GOAL >> Copy every line of the data that includes the string "React".

RECORDED DATA >>
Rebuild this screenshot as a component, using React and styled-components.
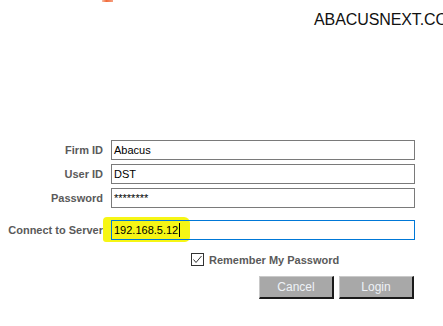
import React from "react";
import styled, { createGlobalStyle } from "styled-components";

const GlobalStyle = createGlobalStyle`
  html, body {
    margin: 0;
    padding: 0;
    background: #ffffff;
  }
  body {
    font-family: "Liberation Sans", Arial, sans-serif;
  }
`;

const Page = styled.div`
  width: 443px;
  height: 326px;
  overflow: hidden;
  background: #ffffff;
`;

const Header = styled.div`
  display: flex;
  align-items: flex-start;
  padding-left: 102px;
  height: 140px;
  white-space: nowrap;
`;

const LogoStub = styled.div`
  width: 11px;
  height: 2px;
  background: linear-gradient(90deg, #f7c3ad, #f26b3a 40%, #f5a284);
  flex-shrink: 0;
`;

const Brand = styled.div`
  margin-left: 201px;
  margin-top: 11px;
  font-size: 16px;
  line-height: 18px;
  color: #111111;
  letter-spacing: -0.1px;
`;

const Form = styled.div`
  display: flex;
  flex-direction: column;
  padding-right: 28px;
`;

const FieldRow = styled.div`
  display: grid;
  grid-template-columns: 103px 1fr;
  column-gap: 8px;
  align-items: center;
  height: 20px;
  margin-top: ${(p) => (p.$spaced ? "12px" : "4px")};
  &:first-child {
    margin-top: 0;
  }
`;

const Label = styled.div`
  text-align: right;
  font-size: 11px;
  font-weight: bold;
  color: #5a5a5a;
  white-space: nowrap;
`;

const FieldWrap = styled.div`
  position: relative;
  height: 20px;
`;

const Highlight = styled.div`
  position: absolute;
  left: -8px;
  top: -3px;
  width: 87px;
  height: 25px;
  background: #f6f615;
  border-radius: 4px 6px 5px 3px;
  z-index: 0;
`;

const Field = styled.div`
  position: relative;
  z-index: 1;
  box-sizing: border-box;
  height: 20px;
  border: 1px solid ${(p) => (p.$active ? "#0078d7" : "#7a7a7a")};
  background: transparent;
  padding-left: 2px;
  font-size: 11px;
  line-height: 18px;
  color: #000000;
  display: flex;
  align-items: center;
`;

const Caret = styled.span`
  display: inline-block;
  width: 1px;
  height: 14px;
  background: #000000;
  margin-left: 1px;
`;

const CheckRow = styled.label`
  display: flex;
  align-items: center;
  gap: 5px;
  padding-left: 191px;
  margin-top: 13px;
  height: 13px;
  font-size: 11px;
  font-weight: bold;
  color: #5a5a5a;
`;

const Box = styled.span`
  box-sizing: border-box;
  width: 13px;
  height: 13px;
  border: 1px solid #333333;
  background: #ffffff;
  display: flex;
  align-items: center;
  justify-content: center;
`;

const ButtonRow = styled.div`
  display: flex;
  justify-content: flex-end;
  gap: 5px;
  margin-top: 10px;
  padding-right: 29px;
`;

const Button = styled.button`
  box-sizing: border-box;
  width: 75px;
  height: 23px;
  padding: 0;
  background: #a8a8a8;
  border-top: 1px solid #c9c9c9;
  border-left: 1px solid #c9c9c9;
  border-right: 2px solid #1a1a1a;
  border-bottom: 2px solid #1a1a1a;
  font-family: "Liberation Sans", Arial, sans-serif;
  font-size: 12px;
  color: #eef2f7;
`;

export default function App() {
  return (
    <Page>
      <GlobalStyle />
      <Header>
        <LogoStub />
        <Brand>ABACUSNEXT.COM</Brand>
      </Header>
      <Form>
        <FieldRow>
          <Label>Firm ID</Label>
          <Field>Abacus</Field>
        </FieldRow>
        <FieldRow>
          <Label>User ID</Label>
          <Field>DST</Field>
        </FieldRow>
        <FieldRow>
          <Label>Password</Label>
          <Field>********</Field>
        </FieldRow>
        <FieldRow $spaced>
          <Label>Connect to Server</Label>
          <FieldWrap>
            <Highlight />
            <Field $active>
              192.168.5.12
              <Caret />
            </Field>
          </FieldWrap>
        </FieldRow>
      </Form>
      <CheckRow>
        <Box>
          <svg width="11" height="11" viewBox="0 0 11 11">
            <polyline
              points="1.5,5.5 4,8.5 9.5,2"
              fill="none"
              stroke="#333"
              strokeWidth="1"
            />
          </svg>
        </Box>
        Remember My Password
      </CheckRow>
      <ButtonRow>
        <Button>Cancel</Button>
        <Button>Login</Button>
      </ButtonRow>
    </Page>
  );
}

RESPONSE TO THIS EXERCISE >>
Rebuild this screenshot as a component, using React and styled-components.
import React from "react";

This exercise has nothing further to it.